• The request: Only lines holding the string "components" are wanted; copy each one from the material.

• Raw data:
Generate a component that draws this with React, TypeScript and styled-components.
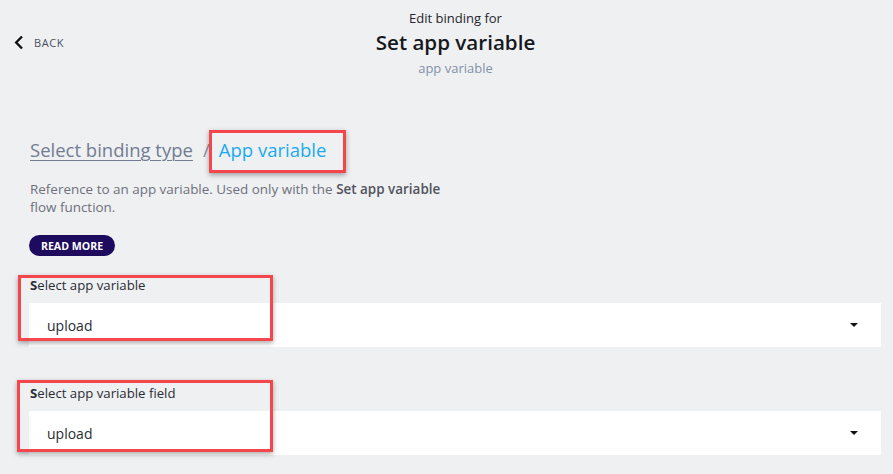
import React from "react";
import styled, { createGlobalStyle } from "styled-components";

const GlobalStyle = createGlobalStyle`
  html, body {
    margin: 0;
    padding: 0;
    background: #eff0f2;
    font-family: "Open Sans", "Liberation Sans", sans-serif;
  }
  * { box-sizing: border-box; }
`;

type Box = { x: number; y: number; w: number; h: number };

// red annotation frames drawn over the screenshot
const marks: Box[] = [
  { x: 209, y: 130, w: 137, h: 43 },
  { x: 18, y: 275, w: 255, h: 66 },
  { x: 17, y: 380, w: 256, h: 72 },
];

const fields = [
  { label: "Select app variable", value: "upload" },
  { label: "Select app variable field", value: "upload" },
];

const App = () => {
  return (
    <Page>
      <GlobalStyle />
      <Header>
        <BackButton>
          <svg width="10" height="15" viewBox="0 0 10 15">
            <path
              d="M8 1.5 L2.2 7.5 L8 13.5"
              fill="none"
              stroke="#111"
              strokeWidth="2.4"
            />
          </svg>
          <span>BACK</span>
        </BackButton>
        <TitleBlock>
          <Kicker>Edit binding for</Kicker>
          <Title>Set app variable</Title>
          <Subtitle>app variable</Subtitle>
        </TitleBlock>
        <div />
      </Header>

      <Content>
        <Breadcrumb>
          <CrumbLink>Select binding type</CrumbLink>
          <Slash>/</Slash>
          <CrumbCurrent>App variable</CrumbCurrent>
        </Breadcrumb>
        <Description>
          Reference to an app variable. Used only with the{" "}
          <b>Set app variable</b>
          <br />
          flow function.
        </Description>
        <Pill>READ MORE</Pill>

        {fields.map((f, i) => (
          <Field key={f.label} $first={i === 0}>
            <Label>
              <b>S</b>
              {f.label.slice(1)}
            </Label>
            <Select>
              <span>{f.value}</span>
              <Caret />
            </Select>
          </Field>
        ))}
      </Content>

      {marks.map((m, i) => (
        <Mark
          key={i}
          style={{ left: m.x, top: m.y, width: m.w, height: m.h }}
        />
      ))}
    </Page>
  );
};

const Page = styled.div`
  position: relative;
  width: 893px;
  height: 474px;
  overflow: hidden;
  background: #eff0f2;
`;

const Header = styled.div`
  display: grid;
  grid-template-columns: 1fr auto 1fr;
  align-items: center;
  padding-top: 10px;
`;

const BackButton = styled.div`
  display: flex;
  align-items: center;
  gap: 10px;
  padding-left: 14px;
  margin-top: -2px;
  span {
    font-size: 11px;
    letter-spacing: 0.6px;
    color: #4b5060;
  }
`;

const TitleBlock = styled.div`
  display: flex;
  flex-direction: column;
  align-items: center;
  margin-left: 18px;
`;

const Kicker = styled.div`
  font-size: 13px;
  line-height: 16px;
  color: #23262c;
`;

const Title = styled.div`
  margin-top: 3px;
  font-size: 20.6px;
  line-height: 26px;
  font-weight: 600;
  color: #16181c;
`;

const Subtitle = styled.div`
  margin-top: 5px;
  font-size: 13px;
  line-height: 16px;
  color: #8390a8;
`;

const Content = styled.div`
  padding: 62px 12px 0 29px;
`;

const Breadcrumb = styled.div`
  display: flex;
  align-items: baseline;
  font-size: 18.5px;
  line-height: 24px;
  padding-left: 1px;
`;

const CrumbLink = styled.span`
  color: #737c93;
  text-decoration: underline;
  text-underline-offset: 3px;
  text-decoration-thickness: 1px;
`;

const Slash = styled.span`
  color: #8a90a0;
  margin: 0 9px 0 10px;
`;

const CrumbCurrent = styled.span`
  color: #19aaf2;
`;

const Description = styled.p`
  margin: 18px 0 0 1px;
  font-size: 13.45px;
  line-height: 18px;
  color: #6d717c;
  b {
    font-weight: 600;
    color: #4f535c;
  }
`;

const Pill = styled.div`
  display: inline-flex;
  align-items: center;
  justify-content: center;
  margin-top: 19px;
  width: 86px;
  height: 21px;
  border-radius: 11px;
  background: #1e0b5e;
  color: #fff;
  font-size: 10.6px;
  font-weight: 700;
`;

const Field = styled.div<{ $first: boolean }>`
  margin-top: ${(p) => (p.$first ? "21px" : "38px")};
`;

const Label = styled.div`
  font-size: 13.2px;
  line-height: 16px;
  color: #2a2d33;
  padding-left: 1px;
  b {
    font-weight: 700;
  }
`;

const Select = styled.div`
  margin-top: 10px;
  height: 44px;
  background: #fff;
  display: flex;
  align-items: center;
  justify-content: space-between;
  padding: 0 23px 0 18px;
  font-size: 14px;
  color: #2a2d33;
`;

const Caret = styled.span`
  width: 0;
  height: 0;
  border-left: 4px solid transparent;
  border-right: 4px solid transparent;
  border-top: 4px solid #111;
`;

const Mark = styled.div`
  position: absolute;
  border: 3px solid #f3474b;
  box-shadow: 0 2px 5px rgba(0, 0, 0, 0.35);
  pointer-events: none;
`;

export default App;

• Result of the exercise:
Generate a component that draws this with React, TypeScript and styled-components.
import styled, { createGlobalStyle } from "styled-components";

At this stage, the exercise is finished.